The Psychology of Price Breakpoints
Some of the techniques for determining prices that you've considered in this course are logical in nature — the cost of producing the product, how much the target market can afford to spend, that sort of thing. But choosing a price isn't just logical; there's a strong psychological component to it as well. Let's consider the concept of price breakpoints.
What's a breakpoint? Basically, a price breakpoint is a price at which a small change in price causes a big change in sales.
You see the concept of price breakpoints at work whenever you see something priced at $9.99. If the same product were priced two cents lower — $9.97 — it probably wouldn't make any difference in its sales. But price the product just two cents higher — at $10.01 — and you could quite possibly see a dramatic drop in sales.

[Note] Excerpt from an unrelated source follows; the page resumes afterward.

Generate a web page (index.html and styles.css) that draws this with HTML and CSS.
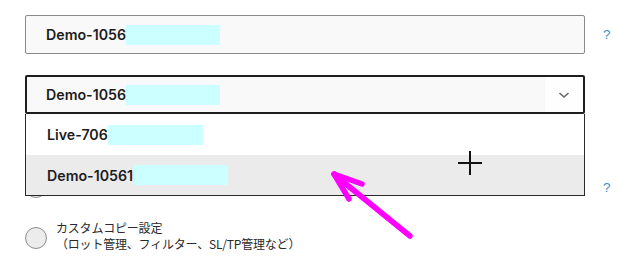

Why? Well, if you're paying cash, you can buy a product priced at $9.99 with one ten-dollar bill. (You even get something back — a penny!) But if the item costs $10.01, you need a ten-dollar bill and a penny to buy it.
But there's more! If you're not paying cash, there's still a difference — in one case, the product is under $10, and in the other case, it's over $10. (While it's only a penny over or under $10, psychologically it makes a much bigger difference.)
And that's the idea behind price breakpoints. It's the point after which the buyer becomes much more hesitant to make the purchase. It's not logical; it's strictly psychological. But it's valid and it's something that you need to be aware of when you're setting your fees and prices.